Top speed at approx 220 km/h and 0-100 km/h is done in 3.1 seconds.
Length/height/width 4240/1860/1343 mm.
The race to the clouds – Pikes Peak hillclimb
After the cancellation of Group B in 1986, Audi searched for another primary arena to display it’s rallye Quattro cars. The Pikes Peak hill-climb in Colorado was their next step.
Michele Mouton raced to victory in 1984 & 1985 in a rallye Sport Quattro, so it seemed only natural to let loose the S1. In 1986 Audi put Bobby Unser junior in S1 no. 20. Walter Röhrl followed in 1987, setting a new record at 10:47.85.

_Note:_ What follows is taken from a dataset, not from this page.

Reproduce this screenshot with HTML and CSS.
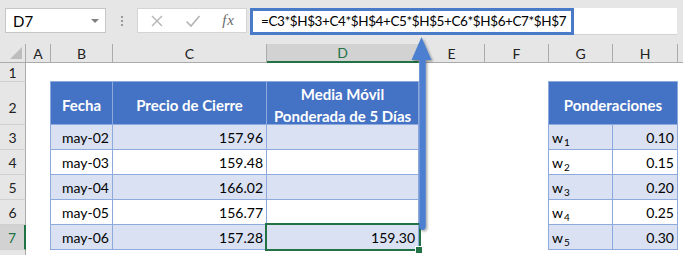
FILE: index.html
```html
<!DOCTYPE html>
<html lang="es">
<head>
    <meta charset="UTF-8">
    <meta name="viewport" content="width=device-width, initial-scale=1.0">
    <title>Media Móvil Ponderada</title>
    <link rel="stylesheet" href="styles.css">
</head>
<body>

    <div class="app">
        <!-- barra de fórmulas -->
        <div class="toolbar">
            <div class="namebox">
                <span>D7</span>
                <span class="caret"></span>
            </div>
            <div class="grip"><i></i><i></i><i></i></div>
            <div class="fnbox">
                <svg class="ico" width="14" height="14" viewBox="0 0 14 14"><path d="M2 2 L12 12 M12 2 L2 12" stroke="#b4b4b4" stroke-width="1.4" fill="none"/></svg>
                <svg class="ico" width="16" height="14" viewBox="0 0 16 14"><path d="M1.5 7.5 L6 12 L14.5 2" stroke="#b4b4b4" stroke-width="1.6" fill="none"/></svg>
                <span class="fx">fx</span>
            </div>
            <div class="formula">
                <div class="formula-hl">=C3*$H$3+C4*$H$4+C5*$H$5+C6*$H$6+C7*$H$7</div>
            </div>
        </div>

        <!-- hoja -->
        <div class="sheet">
            <div class="ch corner"></div>
            <div class="ch">A</div>
            <div class="ch">B</div>
            <div class="ch">C</div>
            <div class="ch sel">D</div>
            <div class="ch">E</div>
            <div class="ch">F</div>
            <div class="ch">G</div>
            <div class="ch">H</div>
            <div class="ch last"></div>

            <div class="rh">1</div>
            <div class="c"></div><div class="c"></div><div class="c"></div><div class="c"></div>
            <div class="c"></div><div class="c"></div><div class="c"></div><div class="c"></div><div class="c"></div>

            <div class="rh r2">2</div>
            <div class="c"></div>
            <div class="t th first top"><span>Fecha</span></div>
            <div class="t th top"><span>Precio de Cierre</span></div>
            <div class="t th top"><span>Media Móvil<br>Ponderada de 5 Días</span></div>
            <div class="c"></div><div class="c"></div>
            <div class="t th first top span2"><span>Ponderaciones</span></div>
            <div class="c"></div>

            <div class="rh">3</div>
            <div class="c"></div>
            <div class="t band first num">may-02</div>
            <div class="t band num">157.96</div>
            <div class="t band num"></div>
            <div class="c"></div><div class="c"></div>
            <div class="t band first lab"><span>w<sub>1</sub></span></div>
            <div class="t band num">0.10</div>
            <div class="c"></div>

            <div class="rh">4</div>
            <div class="c"></div>
            <div class="t first num">may-03</div>
            <div class="t num">159.48</div>
            <div class="t num"></div>
            <div class="c"></div><div class="c"></div>
            <div class="t first lab"><span>w<sub>2</sub></span></div>
            <div class="t num">0.15</div>
            <div class="c"></div>

            <div class="rh">5</div>
            <div class="c"></div>
            <div class="t band first num">may-04</div>
            <div class="t band num">166.02</div>
            <div class="t band num"></div>
            <div class="c"></div><div class="c"></div>
            <div class="t band first lab"><span>w<sub>3</sub></span></div>
            <div class="t band num">0.20</div>
            <div class="c"></div>

            <div class="rh">6</div>
            <div class="c"></div>
            <div class="t first num">may-05</div>
            <div class="t num">156.77</div>
            <div class="t num"></div>
            <div class="c"></div><div class="c"></div>
            <div class="t first lab"><span>w<sub>4</sub></span></div>
            <div class="t num">0.25</div>
            <div class="c"></div>

            <div class="rh sel">7</div>
            <div class="c"></div>
            <div class="t band first num">may-06</div>
            <div class="t band num">157.28</div>
            <div class="t band num active">159.30</div>
            <div class="c"></div><div class="c"></div>
            <div class="t band first lab"><span>w<sub>5</sub></span></div>
            <div class="t band num">0.30</div>
            <div class="c"></div>

            <div class="rh"></div>
            <div class="c"></div>
            <div class="c"></div><div class="c"></div><div class="c"></div><div class="c"></div>
            <div class="c"></div><div class="c"></div><div class="c"></div><div class="c"></div>
        </div>

        <!-- flecha -->
        <svg class="arrow" width="30" height="200" viewBox="0 0 30 200">
            <defs>
                <filter id="sh" x="-50%" y="-10%" width="200%" height="120%">
                    <feDropShadow dx="1.5" dy="1.5" stdDeviation="1.2" flood-color="#000" flood-opacity="0.35"/>
                </filter>
            </defs>
            <g filter="url(#sh)">
                <path d="M15.5 1 L25.5 24 L19.8 24 L19.8 190 Q19.8 194 16.5 194 Q13.2 194 13.2 190 L13.2 24 L5.5 24 Z" fill="#4d7fd0"/>
            </g>
        </svg>
    </div>

</body>
</html>
```

FILE: styles.css
```css
* {
    margin: 0;
    padding: 0;
    box-sizing: border-box;
}

body {
    background-color: #ffffff;
    font-family: "Lato", "Open Sans", sans-serif;
    font-size: 14px;
    color: #000;
    overflow: hidden;
}

.app {
    position: relative;
    width: 683px;
    height: 255px;
    overflow: hidden;
}

/* barra superior */
.toolbar {
    display: flex;
    align-items: flex-start;
    height: 44px;
    padding: 8px 0 0 5px;
    background-color: #e6e6e6;
}

.namebox {
    display: flex;
    align-items: center;
    justify-content: space-between;
    width: 101px;
    height: 25px;
    padding: 0 6px 0 7px;
    background-color: #fff;
    border: 1px solid #c6c6c6;
    font-size: 15px;
}

.caret {
    width: 0;
    height: 0;
    border-left: 4px solid transparent;
    border-right: 4px solid transparent;
    border-top: 4px solid #808080;
}

.grip {
    display: flex;
    flex-direction: column;
    align-items: center;
    justify-content: center;
    gap: 2px;
    width: 31px;
    height: 25px;
}

.grip i {
    display: block;
    width: 2px;
    height: 2px;
    background-color: #9a9a9a;
}

.fnbox {
    display: flex;
    align-items: center;
    justify-content: space-between;
    width: 110px;
    height: 25px;
    padding: 0 11px 0 12px;
    background-color: #fff;
    border: 1px solid #d4d4d4;
}

.fx {
    font-family: "Liberation Serif", serif;
    font-style: italic;
    font-size: 15px;
    color: #6a6a6a;
    letter-spacing: 1px;
}

.formula {
    width: 427px;
    height: 27px;
    margin-left: 3px;
    background-color: #fff;
    border-bottom: 1px solid #d4d4d4;
}

.formula-hl {
    width: 324px;
    height: 27px;
    padding-left: 8px;
    border: 3px solid #4a7bc8;
    font-size: 13.5px;
    letter-spacing: -0.4px;
    line-height: 21px;
    white-space: nowrap;
}

/* hoja */
.sheet {
    display: grid;
    grid-template-columns: 26px 25px 62px 154px 152px 66px 64px 64px 65px 1fr;
    grid-template-rows: 19px 19px 43px 25px 25px 25px 25px 25px 25px;
}

.ch {
    display: flex;
    align-items: center;
    justify-content: center;
    background-color: #e6e6e6;
    border-right: 1px solid #ababab;
    border-bottom: 1px solid #ababab;
    font-size: 14px;
    color: #222;
}

.ch.last {
    border-right: none;
}

.ch.corner {
    position: relative;
}

.ch.corner::after {
    content: "";
    position: absolute;
    right: 3px;
    bottom: 3px;
    width: 0;
    height: 0;
    border-left: 12px solid transparent;
    border-bottom: 12px solid #bdbdbd;
}

.ch.sel {
    background-color: #d2d2d2;
    color: #217346;
    border-bottom: 2px solid #217346;
}

.rh {
    display: flex;
    align-items: center;
    justify-content: center;
    background-color: #e6e6e6;
    border-right: 1px solid #ababab;
    border-bottom: 1px solid #d0d0d0;
    font-size: 14px;
    color: #222;
}

.rh.r2 {
    padding-top: 8px;
}

.rh.sel {
    background-color: #d2d2d2;
    color: #217346;
    border-right: 2px solid #217346;
}

.c {
    background-color: #fff;
}

/* tablas */
.t {
    display: flex;
    align-items: center;
    border-right: 1px solid #8ea9db;
    border-bottom: 1px solid #8ea9db;
    background-color: #fff;
    padding: 0 3px;
}

.t.first {
    box-shadow: -1px 0 0 #8ea9db;
}

.t.top {
    box-shadow: 0 -1px 0 #8ea9db;
}

.t.first.top {
    box-shadow: -1px 0 0 #8ea9db, 0 -1px 0 #8ea9db, -1px -1px 0 #8ea9db;
}

.th {
    justify-content: center;
    text-align: center;
    padding-top: 3px;
    background-color: #4472c4;
    color: #fff;
    font-size: 15px;
    font-weight: bold;
    line-height: 22px;
}

.span2 {
    grid-column: span 2;
}

.band {
    background-color: #d9e1f2;
}

.num {
    justify-content: flex-end;
}

.lab {
    justify-content: flex-start;
    padding-top: 2px;
}

.lab sub {
    font-size: 10px;
    vertical-align: -3px;
    margin-left: 1px;
}

.active {
    position: relative;
}

.active::before {
    content: "";
    position: absolute;
    top: -2px;
    left: -2px;
    right: -3px;
    bottom: -2px;
    border: 2px solid #217346;
}

.active::after {
    content: "";
    position: absolute;
    right: -5px;
    bottom: -5px;
    width: 6px;
    height: 6px;
    background-color: #217346;
    border: 1px solid #fff;
}

.arrow {
    position: absolute;
    left: 406px;
    top: 36px;
}
```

The basis of the car was still the very same Sport Quattro S1, but it featured more aerodynamic tweaks in the shape of additional spoilers and an air duct on the roofing. This was supporting the final setup of an S1 engine, benched to 598 hp/590 Nm.
Is it named Sport Quattro S1, S1 E2, S1E2 or S1 Evo 2 ?
I am aware a lot will familiarize with this as the mentioned S1 Evo 2, S1 E2 or S1E2 – this page is about that very same car. See how John Davenport describes it here.
Doing my work, I want to comply with (the understanding) this is the actual way Audi named their car to begin with. The usage of Evo seems to be a rather FIA influenced convention. Even of late 2019, it is seen that Audi Tradition themselves are now using ‘Sport Quattro S1’.
Audi Tradition on Instagram, 24th of September 2019:
Following the milestone of rallying Quattros, the successor in the Audi 200 rallye was not by far as noticeable in the sport of rallying…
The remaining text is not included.